Bazı Orta Doğu dosyalarını görüşmek üzere Paris'te bir görüşme yapıldı. Özellikle konuşmacı yaklaşık 10 yıldır Dışişleri Bakanı olduğu için Ukrayna meselesine değinmesi kaçınılmazdı. Konuşmacı Sovyetlerin çöküşünden sonra Batı'nın Rusya’ya iyi muamele etmediğini ve Ukrayna'nın Putin için tarih ve coğrafya açısından ne anlama geldiğini iyice anlamadığını düşündüğünü söyledi.

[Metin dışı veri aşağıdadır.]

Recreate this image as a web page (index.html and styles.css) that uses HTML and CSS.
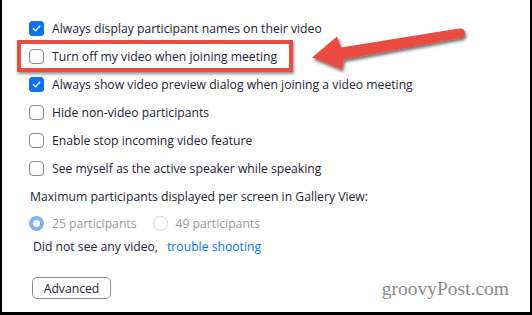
FILE: index.html
```html
<!DOCTYPE html>
<html>
<head>
<meta charset="utf-8">
<link rel="stylesheet" href="styles.css">
</head>
<body>
<div class="frame">
  <div class="panel">
    <div class="row"><span class="cb checked"><svg viewBox="0 0 15 15"><path d="M3.8 7.6 L6.4 10.1 L11.2 4.9" /></svg></span><span>Always display participant names on their video</span></div>
    <div class="row"><span class="cb"></span><span>Turn off my video when joining meeting</span></div>
    <div class="row"><span class="cb checked"><svg viewBox="0 0 15 15"><path d="M3.8 7.6 L6.4 10.1 L11.2 4.9" /></svg></span><span>Always show video preview dialog when joining a video meeting</span></div>
    <div class="row"><span class="cb"></span><span>Hide non-video participants</span></div>
    <div class="row"><span class="cb"></span><span>Enable stop incoming video feature</span></div>
    <div class="row"><span class="cb"></span><span>See myself as the active speaker while speaking</span></div>
    <div class="label">Maximum participants displayed per screen in Gallery View:</div>
    <div class="radios">
      <span class="radio on"></span><span class="dim">25 participants</span>
      <span class="radio second"></span><span class="dim">49 participants</span>
    </div>
    <div class="note">Did not see any video,<span class="link">trouble shooting</span></div>
    <div class="btn">Advanced</div>
    <div class="highlight"></div>
  </div>
  <svg class="arrow" width="532" height="100" viewBox="0 0 532 100">
    <defs>
      <filter id="sh" x="-10%" y="-30%" width="130%" height="180%">
        <feDropShadow dx="1.5" dy="2.5" stdDeviation="1.6" flood-color="#000" flood-opacity="0.55"/>
      </filter>
    </defs>
    <path filter="url(#sh)" fill="#ea4c3f" d="M312 57.5 L337 36.5 L341 47.5 L459 28.5 Q465 28 465 33 Q465 37.5 460.5 38 L343.5 59.5 L342 69.5 Z"/>
  </svg>
  <div class="wm">groovyPost.com</div>
</div>
</body>
</html>
```
FILE: styles.css
```css
html, body { margin: 0; padding: 0; background: #fff; }
.frame {
  position: relative;
  width: 532px; height: 315px;
  box-sizing: border-box;
  border-left: 2px solid #000;
  border-right: 2px solid #000;
  border-bottom: 3px solid #000;
  font-family: "Open Sans", "Noto Sans", sans-serif;
  font-size: 12.2px;
  color: #232333;
  overflow: hidden;
}
.panel { position: relative; padding: 14px 0 0 27px; }
.row { height: 28px; display: flex; align-items: center; gap: 8px; }
.cb {
  width: 15px; height: 15px; box-sizing: border-box;
  border: 1px solid #8a8a8a; border-radius: 4px; background: #fff; flex: none;
}
.cb.checked { background: #0e72ed; border-color: #0e72ed; border-radius: 3px; }
.cb svg { display: block; width: 13px; height: 13px; }
.cb svg path { fill: none; stroke: #fff; stroke-width: 1.6; stroke-linecap: round; stroke-linejoin: round; }
.label { height: 28px; display: flex; align-items: center; padding-left: 1px; }
.radios { height: 26px; display: flex; align-items: center; }
.radio {
  width: 15px; height: 15px; box-sizing: border-box; border-radius: 50%;
  border: 1px solid #d6d6d6; background: #fff; margin-right: 8px; flex: none;
}
.radio.on { border: 4px solid #7fb2ee; }
.radio.second { margin-left: 16px; }
.dim { color: #9a9a9a; }
.note { height: 20px; display: flex; align-items: center; padding-left: 4px; }
.link { color: #0e72ed; margin-left: 9px; }
.btn {
  margin: 21px 0 0 3px; width: 79px; height: 22px; box-sizing: border-box;
  border: 1px solid #8c8c8c; border-radius: 5px;
  display: flex; align-items: center; justify-content: center;
}
.highlight {
  position: absolute; left: 15px; top: 40px; width: 276px; height: 32px;
  box-sizing: border-box; border: 4px solid #ea4c3f;
  box-shadow: 1px 2px 3px rgba(0,0,0,0.45);
}
.arrow { position: absolute; left: -2px; top: 0; }
.wm {
  position: absolute; right: 21px; bottom: 12px;
  font-family: "Liberation Serif", serif; font-size: 19.5px; color: #8a8a8a;
}
```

Konuşmacının bazen güvenlik ve imaj açısından ülkesinin kaderinin komşu bir ülkenin kaderine bağlı olduğunu hissettiğini söylemesi beni şöyle bir durdurdu. Bana onlarca kez görüştüğü merhum Suriye Devlet Başkanı Hafız Esed'den bir örnek verdi. Esed'in, Lübnan'ın Suriye’den aksi yönde ilerleyip uzaklaşması halinde Suriye'nin izole ve kuşatılmış sayılacağını düşündüğünü dile getirdi. Bu yüzden Esed, Batı'ya ve bölge ülkelerine yönelik müzakere konumunu güçlendiren Lübnan kartına takıntılıydı. Tarihe geri dönüp bakarsanız, Ukrayna’nın Rusya ile, Lübnan’ın Suriye ile olduğundan daha çok iç içe olduğunu göreceksiniz.
Bu tamamen yeni bir dönemdir. Korkunun Avrupa başkentlerini ziyaret etmesi ve orada kalmak için kendine bir yer ayırması hiç de öyle hafife alınacak bir şey değil. Dünya değişti.